→ **Short task**
Find every line containing the word "this" in the records below; report only how many there are.

(Records with interface code)
◇ ◇ ◇ ◇

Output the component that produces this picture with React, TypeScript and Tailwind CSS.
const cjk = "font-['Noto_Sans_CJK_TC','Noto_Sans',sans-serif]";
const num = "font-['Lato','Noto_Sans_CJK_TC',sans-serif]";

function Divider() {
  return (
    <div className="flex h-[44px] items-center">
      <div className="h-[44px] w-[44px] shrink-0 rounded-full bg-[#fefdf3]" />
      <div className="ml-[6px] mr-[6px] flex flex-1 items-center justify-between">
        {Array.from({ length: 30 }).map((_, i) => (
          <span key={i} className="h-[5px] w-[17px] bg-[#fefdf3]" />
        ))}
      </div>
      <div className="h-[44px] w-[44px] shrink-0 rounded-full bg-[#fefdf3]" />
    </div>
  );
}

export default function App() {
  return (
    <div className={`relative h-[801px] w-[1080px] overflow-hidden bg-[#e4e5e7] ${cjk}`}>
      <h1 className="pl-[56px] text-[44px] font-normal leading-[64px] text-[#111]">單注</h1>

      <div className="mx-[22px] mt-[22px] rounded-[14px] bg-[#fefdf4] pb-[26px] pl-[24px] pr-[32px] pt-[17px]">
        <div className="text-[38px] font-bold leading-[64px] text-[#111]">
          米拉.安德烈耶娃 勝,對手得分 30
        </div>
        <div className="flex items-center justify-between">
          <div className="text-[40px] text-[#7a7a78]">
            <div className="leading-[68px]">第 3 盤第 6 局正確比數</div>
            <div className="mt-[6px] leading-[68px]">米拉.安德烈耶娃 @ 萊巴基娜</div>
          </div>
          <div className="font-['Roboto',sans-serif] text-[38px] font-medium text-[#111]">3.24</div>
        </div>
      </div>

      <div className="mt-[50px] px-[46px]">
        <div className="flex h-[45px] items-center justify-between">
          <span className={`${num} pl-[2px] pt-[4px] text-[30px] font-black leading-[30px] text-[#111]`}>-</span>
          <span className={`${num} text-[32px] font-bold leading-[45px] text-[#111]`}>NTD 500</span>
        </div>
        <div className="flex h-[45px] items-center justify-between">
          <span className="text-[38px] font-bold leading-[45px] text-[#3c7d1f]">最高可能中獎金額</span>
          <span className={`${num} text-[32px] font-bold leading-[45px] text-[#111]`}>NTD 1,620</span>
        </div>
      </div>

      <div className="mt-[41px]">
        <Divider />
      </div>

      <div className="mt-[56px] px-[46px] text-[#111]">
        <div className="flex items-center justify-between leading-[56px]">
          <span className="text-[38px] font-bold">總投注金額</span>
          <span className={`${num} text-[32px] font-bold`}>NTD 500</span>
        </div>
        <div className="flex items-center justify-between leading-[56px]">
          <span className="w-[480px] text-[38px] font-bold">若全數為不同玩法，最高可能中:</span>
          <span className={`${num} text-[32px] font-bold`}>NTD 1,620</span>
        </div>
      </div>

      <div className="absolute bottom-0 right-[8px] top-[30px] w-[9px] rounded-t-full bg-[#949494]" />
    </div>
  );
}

◇ ◇ ◇ ◇

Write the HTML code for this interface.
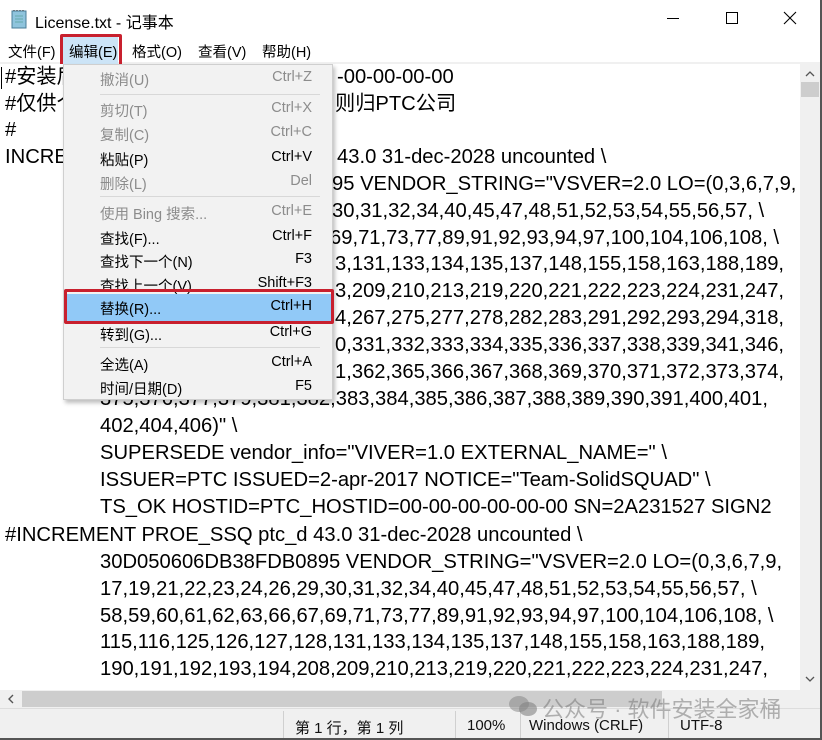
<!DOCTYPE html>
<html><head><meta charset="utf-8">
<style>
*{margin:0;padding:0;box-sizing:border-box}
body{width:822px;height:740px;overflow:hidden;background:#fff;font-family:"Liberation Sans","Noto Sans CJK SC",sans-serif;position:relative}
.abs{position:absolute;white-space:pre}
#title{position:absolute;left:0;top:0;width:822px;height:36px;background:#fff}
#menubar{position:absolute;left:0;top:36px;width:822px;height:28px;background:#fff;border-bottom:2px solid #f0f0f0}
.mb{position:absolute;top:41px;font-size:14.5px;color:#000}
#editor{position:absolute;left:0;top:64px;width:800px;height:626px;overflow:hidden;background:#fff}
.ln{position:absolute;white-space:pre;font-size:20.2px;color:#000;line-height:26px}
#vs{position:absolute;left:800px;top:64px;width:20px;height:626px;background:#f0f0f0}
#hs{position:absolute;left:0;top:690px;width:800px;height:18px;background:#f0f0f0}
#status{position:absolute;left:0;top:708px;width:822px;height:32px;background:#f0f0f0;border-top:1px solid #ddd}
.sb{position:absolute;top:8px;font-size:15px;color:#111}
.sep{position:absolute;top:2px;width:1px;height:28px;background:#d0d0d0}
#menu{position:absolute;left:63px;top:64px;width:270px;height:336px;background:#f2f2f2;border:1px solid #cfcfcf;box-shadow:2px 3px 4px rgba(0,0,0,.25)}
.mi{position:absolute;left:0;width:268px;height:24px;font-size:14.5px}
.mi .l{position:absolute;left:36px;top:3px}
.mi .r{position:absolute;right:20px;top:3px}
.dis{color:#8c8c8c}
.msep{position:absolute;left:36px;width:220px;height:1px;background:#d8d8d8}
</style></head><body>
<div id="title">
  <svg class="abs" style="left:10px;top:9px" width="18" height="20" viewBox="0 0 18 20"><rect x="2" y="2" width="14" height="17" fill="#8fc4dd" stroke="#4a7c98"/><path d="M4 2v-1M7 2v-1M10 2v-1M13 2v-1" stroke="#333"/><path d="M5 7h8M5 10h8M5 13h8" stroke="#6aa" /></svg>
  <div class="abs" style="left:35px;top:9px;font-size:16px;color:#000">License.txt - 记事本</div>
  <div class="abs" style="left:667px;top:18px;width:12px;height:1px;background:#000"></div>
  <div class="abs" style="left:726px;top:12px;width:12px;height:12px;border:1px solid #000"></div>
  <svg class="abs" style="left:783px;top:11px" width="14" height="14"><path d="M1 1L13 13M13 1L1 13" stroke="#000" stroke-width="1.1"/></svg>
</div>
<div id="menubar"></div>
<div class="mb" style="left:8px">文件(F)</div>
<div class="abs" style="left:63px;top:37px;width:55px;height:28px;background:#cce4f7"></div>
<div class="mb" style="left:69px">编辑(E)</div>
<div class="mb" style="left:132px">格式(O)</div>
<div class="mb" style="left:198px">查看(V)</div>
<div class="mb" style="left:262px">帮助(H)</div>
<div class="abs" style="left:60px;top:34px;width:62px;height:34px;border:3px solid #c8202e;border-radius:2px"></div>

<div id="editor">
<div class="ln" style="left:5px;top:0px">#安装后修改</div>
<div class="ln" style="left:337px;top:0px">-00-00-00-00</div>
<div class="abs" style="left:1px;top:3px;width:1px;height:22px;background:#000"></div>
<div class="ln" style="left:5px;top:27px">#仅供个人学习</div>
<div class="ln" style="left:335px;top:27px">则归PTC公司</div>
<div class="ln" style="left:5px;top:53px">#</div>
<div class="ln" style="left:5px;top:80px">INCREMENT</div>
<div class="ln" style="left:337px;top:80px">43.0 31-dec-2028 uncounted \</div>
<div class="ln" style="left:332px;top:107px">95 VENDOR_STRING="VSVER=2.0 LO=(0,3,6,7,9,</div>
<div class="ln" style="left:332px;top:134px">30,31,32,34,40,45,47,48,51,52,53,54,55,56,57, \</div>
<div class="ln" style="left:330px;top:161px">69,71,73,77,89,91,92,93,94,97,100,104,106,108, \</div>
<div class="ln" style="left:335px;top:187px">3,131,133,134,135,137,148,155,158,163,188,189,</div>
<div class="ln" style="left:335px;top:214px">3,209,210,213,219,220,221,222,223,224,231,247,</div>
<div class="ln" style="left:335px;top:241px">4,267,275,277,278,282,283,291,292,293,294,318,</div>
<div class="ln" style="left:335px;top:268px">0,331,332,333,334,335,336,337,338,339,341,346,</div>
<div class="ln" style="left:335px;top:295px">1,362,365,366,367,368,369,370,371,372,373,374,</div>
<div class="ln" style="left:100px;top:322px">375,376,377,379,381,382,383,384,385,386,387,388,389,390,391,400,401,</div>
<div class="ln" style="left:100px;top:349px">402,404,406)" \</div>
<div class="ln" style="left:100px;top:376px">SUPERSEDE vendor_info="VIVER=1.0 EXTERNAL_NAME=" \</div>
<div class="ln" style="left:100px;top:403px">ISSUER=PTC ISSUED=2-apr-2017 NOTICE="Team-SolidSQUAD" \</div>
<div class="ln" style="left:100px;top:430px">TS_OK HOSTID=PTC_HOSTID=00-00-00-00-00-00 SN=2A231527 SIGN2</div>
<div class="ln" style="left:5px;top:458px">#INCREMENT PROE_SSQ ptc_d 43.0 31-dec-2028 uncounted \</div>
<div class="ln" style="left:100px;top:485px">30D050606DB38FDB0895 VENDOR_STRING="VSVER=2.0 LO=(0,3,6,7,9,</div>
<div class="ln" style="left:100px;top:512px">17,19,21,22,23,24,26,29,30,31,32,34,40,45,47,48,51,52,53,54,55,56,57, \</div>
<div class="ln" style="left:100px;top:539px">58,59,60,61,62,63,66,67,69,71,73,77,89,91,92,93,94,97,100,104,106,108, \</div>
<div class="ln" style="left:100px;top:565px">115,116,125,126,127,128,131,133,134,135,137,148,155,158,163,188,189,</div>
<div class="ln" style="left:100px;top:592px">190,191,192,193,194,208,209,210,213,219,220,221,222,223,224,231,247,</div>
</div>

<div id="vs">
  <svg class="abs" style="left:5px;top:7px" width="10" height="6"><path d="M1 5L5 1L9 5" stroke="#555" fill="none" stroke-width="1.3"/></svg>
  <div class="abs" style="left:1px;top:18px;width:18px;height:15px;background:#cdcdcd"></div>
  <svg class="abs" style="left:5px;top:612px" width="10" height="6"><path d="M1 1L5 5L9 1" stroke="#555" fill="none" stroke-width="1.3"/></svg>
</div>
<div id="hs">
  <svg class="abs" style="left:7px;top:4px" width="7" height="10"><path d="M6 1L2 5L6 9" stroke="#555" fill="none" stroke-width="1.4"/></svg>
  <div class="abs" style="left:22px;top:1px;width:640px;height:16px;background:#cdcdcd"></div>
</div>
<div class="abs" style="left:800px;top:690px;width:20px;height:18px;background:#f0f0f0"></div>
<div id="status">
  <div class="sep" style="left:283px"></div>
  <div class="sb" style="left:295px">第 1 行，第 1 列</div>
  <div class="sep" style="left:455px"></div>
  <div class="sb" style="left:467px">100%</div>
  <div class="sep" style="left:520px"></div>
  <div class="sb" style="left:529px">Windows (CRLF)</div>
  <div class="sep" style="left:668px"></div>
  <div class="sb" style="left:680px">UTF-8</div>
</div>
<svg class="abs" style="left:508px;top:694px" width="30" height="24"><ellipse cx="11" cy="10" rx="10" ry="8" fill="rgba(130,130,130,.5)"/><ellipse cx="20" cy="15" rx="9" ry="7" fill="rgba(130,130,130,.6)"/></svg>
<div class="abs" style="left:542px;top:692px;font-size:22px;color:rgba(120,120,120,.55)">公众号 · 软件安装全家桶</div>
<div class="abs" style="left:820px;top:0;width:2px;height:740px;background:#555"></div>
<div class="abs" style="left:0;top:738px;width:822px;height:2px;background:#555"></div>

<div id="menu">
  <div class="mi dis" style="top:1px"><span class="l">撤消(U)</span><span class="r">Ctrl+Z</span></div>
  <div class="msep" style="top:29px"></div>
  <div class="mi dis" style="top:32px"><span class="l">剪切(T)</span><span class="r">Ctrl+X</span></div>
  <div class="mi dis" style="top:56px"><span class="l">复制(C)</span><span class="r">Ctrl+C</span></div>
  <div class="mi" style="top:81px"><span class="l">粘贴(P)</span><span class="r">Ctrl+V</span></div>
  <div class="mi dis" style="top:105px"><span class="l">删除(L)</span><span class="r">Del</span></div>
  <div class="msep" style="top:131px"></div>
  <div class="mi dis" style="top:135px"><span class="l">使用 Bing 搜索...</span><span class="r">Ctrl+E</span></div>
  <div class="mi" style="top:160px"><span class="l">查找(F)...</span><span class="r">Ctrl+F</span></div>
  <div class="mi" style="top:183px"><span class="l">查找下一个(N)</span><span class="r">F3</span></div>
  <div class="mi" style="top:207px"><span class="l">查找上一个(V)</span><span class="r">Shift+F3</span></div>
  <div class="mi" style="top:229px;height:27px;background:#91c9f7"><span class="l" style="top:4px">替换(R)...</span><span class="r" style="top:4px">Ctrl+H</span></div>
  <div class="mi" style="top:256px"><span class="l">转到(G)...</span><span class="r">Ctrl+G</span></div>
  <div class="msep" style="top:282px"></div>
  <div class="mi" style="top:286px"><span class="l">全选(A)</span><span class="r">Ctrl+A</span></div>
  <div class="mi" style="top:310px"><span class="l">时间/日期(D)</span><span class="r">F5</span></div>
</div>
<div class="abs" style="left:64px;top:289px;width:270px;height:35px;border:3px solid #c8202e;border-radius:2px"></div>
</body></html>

◇ ◇ ◇ ◇

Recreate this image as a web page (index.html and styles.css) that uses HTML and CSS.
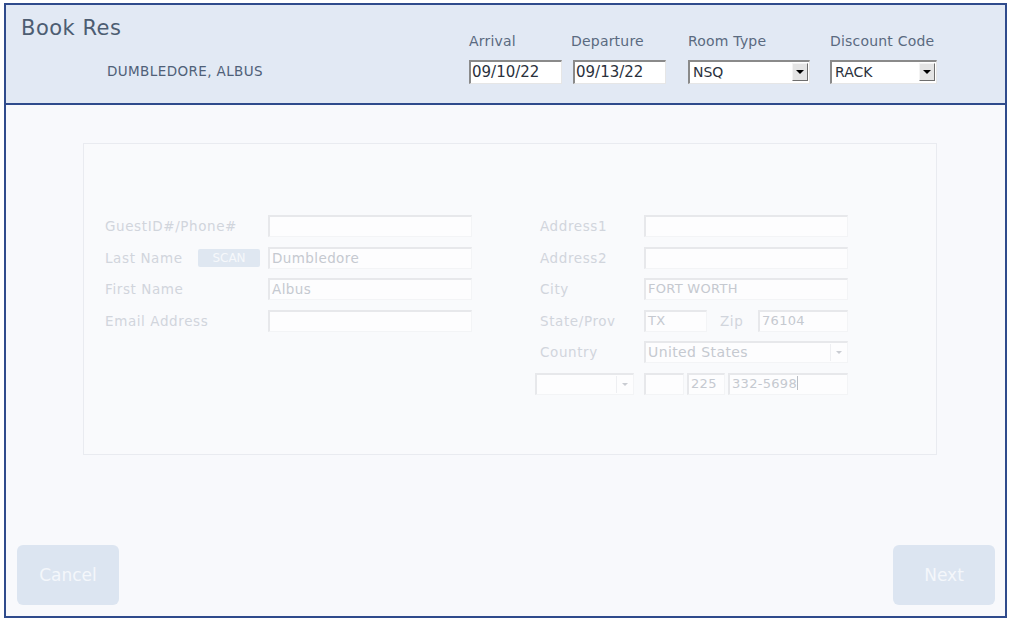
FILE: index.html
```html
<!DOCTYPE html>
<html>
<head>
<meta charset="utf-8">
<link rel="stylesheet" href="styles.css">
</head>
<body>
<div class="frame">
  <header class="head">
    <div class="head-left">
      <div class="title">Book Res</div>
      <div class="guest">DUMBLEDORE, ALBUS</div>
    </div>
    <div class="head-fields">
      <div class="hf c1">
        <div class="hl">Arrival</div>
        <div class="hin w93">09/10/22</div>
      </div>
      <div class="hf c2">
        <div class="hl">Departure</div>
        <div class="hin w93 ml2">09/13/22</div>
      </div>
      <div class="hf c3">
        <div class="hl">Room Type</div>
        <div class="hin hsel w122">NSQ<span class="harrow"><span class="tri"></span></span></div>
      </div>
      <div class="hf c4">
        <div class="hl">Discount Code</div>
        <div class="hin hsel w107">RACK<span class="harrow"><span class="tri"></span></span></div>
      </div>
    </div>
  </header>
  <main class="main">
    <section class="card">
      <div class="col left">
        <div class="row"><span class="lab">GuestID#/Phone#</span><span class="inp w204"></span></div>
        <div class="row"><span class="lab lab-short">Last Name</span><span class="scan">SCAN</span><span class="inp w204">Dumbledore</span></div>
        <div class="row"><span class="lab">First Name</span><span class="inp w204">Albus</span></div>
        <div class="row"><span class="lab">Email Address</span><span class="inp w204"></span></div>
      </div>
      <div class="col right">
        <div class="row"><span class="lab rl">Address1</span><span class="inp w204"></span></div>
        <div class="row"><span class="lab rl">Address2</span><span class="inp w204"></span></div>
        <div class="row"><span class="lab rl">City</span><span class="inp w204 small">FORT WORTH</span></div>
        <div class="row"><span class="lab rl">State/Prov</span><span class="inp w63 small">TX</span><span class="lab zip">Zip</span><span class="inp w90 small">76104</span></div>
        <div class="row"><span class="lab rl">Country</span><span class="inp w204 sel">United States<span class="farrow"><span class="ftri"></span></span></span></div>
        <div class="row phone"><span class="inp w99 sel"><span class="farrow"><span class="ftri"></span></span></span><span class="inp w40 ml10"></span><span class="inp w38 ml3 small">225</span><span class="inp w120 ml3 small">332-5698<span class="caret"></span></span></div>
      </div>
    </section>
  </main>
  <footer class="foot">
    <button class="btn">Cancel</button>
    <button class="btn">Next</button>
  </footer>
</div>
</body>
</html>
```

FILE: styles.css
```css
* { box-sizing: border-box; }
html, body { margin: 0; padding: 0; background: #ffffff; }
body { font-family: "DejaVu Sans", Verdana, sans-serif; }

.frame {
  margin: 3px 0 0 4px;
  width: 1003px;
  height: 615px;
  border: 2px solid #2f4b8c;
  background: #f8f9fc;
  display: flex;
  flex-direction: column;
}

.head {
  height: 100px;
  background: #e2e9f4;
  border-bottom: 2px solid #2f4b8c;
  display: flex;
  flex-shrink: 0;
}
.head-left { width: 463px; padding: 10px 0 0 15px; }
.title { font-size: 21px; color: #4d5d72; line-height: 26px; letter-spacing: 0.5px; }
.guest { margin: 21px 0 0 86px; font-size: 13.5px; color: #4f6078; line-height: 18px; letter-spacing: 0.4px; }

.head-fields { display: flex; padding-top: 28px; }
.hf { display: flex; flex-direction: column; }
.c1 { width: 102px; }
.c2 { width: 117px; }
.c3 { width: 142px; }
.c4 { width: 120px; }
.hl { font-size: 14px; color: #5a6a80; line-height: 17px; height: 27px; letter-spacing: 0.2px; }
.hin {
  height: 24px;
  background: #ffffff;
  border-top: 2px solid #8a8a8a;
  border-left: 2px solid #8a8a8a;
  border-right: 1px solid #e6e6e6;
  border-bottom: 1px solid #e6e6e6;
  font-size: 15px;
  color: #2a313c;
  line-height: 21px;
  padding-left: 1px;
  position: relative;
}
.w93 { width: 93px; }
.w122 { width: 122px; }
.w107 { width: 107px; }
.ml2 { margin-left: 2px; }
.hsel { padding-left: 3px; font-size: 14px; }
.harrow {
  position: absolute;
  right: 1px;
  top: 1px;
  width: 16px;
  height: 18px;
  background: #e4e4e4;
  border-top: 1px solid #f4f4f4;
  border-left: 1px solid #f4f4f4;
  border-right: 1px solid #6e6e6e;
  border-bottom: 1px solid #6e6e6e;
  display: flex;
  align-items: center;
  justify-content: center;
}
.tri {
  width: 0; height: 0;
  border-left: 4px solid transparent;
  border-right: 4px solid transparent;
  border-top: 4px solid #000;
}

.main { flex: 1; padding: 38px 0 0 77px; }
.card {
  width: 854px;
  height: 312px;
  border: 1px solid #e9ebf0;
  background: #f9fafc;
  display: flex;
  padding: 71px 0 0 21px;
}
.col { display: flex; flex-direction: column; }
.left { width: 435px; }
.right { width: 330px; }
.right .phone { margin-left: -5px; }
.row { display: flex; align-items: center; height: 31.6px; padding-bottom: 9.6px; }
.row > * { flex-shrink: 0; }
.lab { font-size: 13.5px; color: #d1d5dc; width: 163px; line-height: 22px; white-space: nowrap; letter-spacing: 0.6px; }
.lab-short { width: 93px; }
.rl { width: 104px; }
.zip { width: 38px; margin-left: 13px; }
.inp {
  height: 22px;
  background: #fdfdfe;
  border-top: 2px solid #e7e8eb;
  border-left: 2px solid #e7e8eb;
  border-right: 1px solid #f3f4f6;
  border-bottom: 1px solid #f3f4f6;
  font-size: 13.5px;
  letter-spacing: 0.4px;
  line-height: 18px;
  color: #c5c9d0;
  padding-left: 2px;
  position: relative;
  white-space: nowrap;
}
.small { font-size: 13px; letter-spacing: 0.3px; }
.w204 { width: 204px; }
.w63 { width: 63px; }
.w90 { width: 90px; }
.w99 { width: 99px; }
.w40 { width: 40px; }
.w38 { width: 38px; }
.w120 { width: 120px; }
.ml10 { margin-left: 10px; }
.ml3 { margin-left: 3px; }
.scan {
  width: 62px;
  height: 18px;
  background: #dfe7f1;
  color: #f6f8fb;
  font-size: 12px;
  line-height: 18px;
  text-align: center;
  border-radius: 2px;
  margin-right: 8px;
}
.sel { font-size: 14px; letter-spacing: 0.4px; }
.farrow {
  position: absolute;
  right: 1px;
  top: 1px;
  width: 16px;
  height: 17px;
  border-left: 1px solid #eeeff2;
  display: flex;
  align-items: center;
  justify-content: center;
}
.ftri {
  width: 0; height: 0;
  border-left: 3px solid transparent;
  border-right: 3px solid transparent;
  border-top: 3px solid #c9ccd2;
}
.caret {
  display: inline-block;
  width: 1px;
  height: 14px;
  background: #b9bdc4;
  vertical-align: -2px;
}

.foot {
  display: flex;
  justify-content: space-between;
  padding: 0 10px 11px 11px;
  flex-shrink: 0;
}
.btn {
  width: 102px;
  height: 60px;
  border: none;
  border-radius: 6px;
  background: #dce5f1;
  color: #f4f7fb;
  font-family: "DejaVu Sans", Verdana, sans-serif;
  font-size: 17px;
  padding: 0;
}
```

◇ ◇ ◇ ◇

→ **Response**
3